If you haven't seen it, go watch "He's Just Not That Into You". I'm thinking I can watch it one or two more times to see if there are other pearls of wisdom I might have missed.


Keri said...

Wow, what a powerful post! Definitely an eye-opener to reflect on how our words can make a HUGE impact on children and their thinking of how the world works.

Your kids have you and Andrew as wonderful role models. I have no doubt that they will expect nothing less than what you and Andrew have for their own relationships. =)

Off the point but a friend posted this recently and it reminded me of your recent post about your framed pins. Looks like you both are two Deaf crafty mamas thinking alike! ;)

Karen Mayes said...

Thanks for sharing it with us. I too am guilty of this... telling my daughter when a boy teases her, it means he likes her...

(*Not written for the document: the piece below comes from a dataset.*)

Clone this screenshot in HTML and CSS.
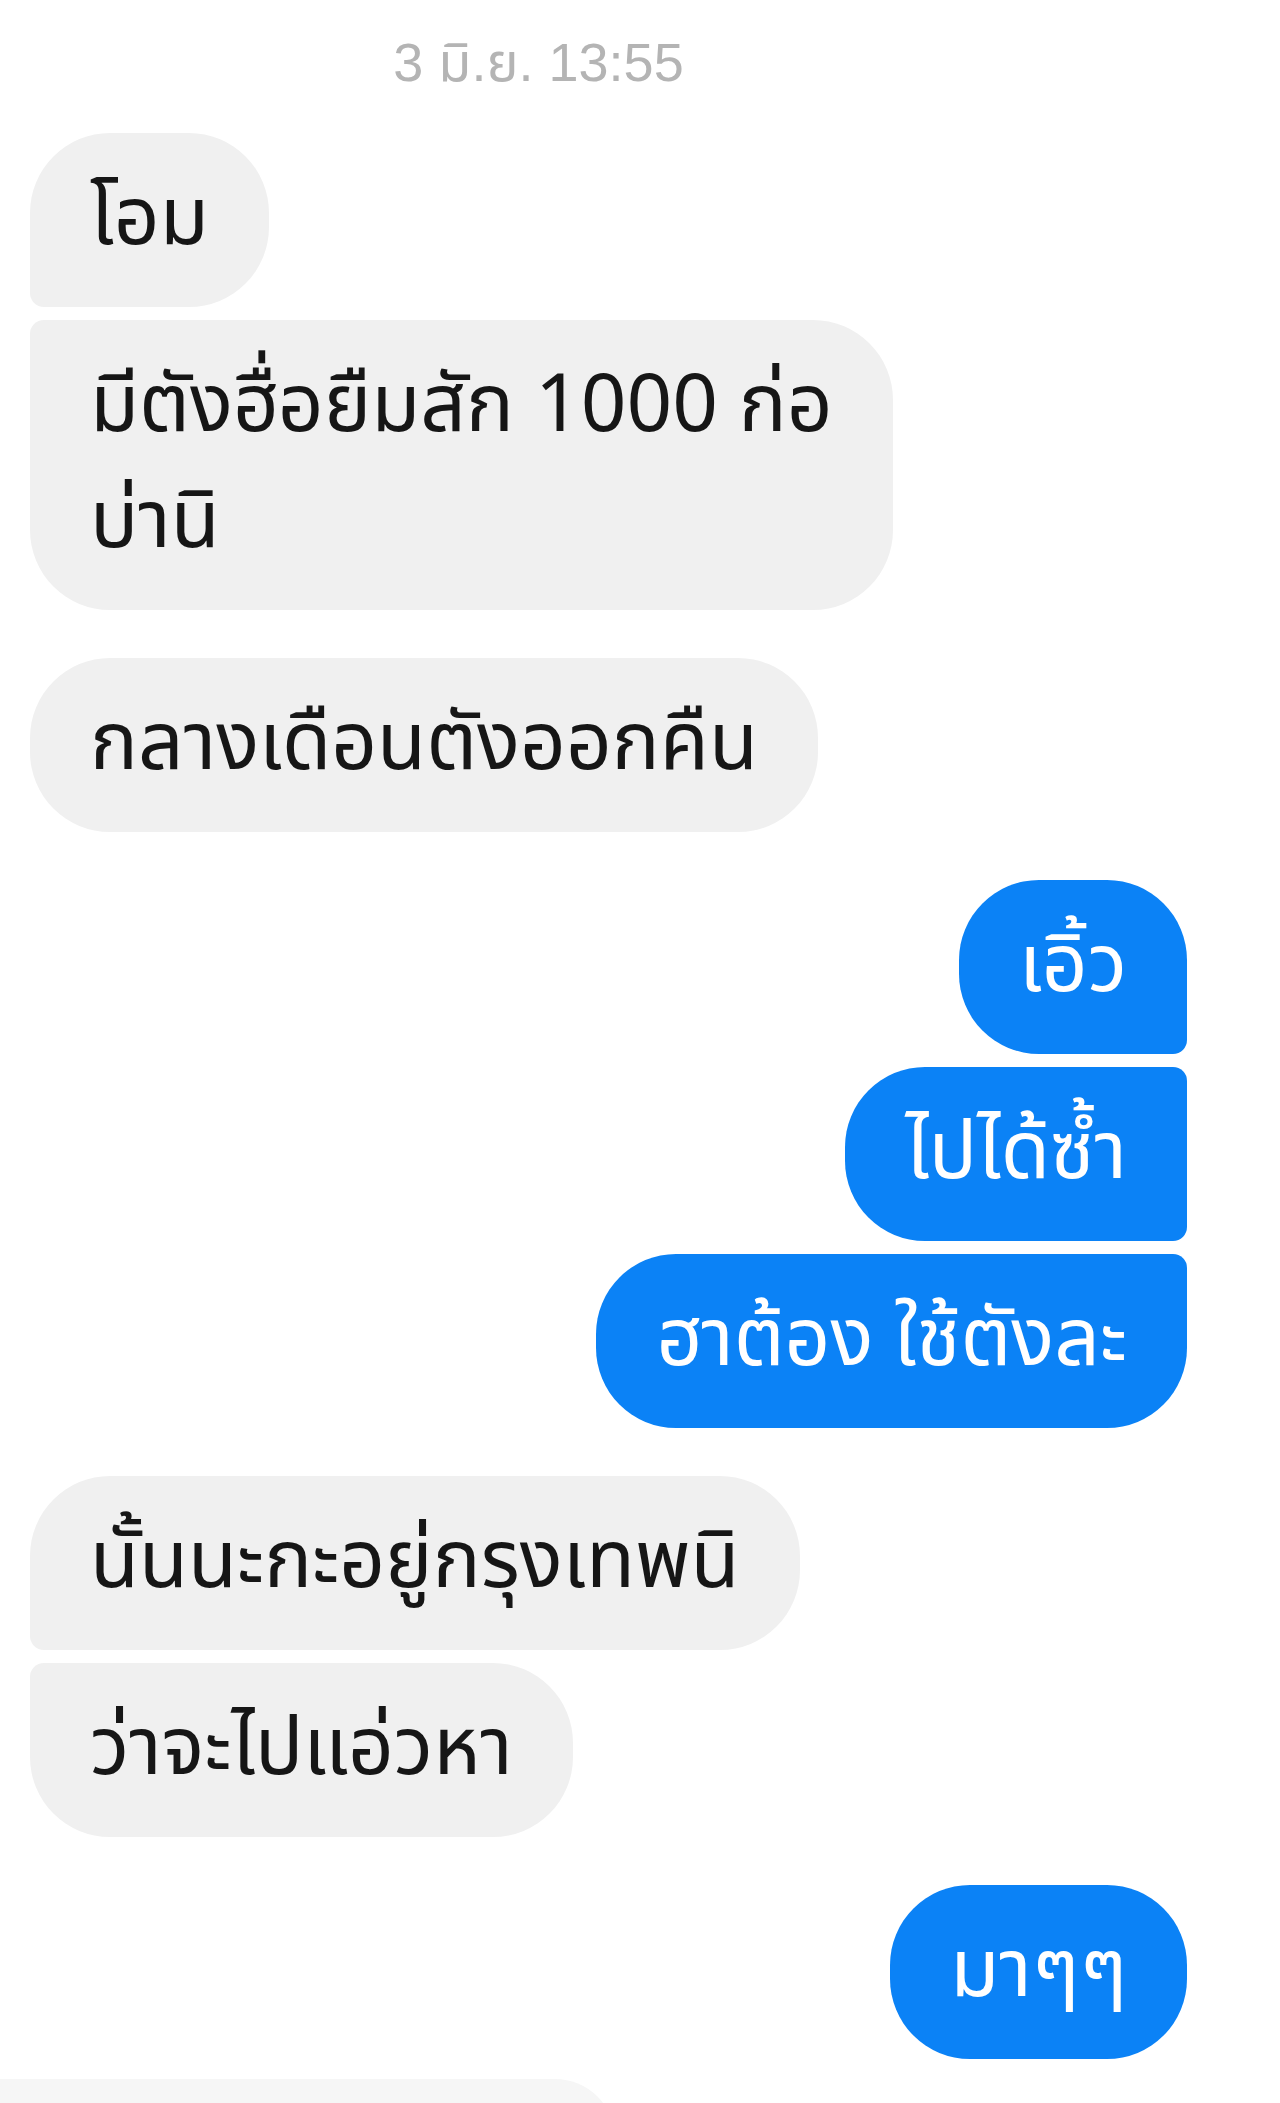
FILE: index.html
```html
<!DOCTYPE html>
<html lang="th">
<head>
    <meta charset="UTF-8">
    <meta name="viewport" content="width=device-width, initial-scale=1.0">
    <title>แชท</title>
    <link rel="stylesheet" href="styles.css">
</head>
<body>
    <div class="chat">
        <div class="time">3 มิ.ย. 13:55</div>

        <div class="group in">
            <div class="msg first">โอม</div>
            <div class="msg last">มีตังฮื่อยืมสัก 1000 ก่อ<br>บ่านิ</div>
        </div>

        <div class="group in">
            <div class="msg">กลางเดือนตังออกคืน</div>
        </div>

        <div class="group out">
            <div class="msg first">เอิ้ว</div>
            <div class="msg mid">ไปได้ซ้ำ</div>
            <div class="msg last">ฮาต้อง ใช้ตังละ</div>
        </div>

        <div class="group in">
            <div class="msg first">นั้นนะกะอยู่กรุงเทพนิ</div>
            <div class="msg last">ว่าจะไปแอ่วหา</div>
        </div>

        <div class="group out">
            <div class="msg">มาๆๆ</div>
        </div>

        <div class="group in tail">
            <div class="msg cut"></div>
        </div>
    </div>
</body>
</html>
```

FILE: styles.css
```css
/* page */
body{
    margin: 0;
    background: #fff;
    font-family: "Noto Sans Thai", "Noto Sans", "Liberation Sans", sans-serif;
}
.chat{
    padding: 0 93px 0 30px;
    height: 2103px;
    overflow: hidden;
}
/* date line */
.time{
    font-family: "Liberation Sans", "Noto Sans Thai", sans-serif;
    font-size: 54px;
    line-height: 62px;
    height: 62px;
    color: #b4b4b4;
    text-align: center;
    padding-right: 140px;
    margin: 31px 0 40px;
}
/* a run of messages from one side */
.group{
    display: flex;
    flex-direction: column;
    gap: 13px;
    margin-bottom: 48px;
}
.group.in{ align-items: flex-start; }
.group.out{ align-items: flex-end; }

.msg{
    font-size: 80px;
    line-height: 116px;
    padding: 29px 60px;
    border-radius: 80px;
}
.in .msg{
    background: #f0f0f0;
    color: #161616;
}
.out .msg{
    background: #0b82f6;
    color: #fff;
}
/* grouped corners */
.in .first{ border-bottom-left-radius: 14px; }
.in .last{ border-top-left-radius: 14px; }
.out .first{ border-bottom-right-radius: 14px; }
.out .mid{ border-top-right-radius: 14px; border-bottom-right-radius: 14px; }
.out .last{ border-top-right-radius: 14px; }

/* next bubble, cut by the bottom edge */
.group.tail{ margin-top: -28px; }
.msg.cut{
    width: 615px;
    height: 100px;
    padding: 0;
    margin-left: -30px;
    border-radius: 0 60px 0 0;
    background: #f6f6f6;
}
```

I will have a talk with my daughter about it; I will apologize for saying that to her in the past.


Gringa-n-Mexico said...

OOOoooooo Jenny! Dude that's an AWESOME thought about the boy's like you so they hurt you thing!

Holy crap right!??

I'm going to tell Daisy the same thing and if a boy punches her to show her he likes her I'll teach her to tell him to go to hell!

LOL you're onto some REALLY great thinking here, I'm so impressed! I'll truly remember this, thank you so much for sharing and dang girl - pat on the back to you!!!

P.S. I may start referring to you as "Oprah" now. :D

Anonymous said...


lady macleod said...

I think the best way we can teach our daughters how to have a good and loving marriage is to be in one ourselves; lacking that we can show them how to live a full life on our own without a man. Either way we teach them every day by how we live, what we accept as 'loving'.

Patty Keen said...

Hugs Jenny!

I love your blog entry because it's so empowering. It's very straightforward like Keri mentions, an eye opener!

You and Andrew are wonderful parents. I love following your blog as much as I love following Keri's blog. It's because I look up to you and Keri; positive role models.

You both are young Deaf mothers, you both homeschool and you both follow the Earth philosophy. This I appreciate very much.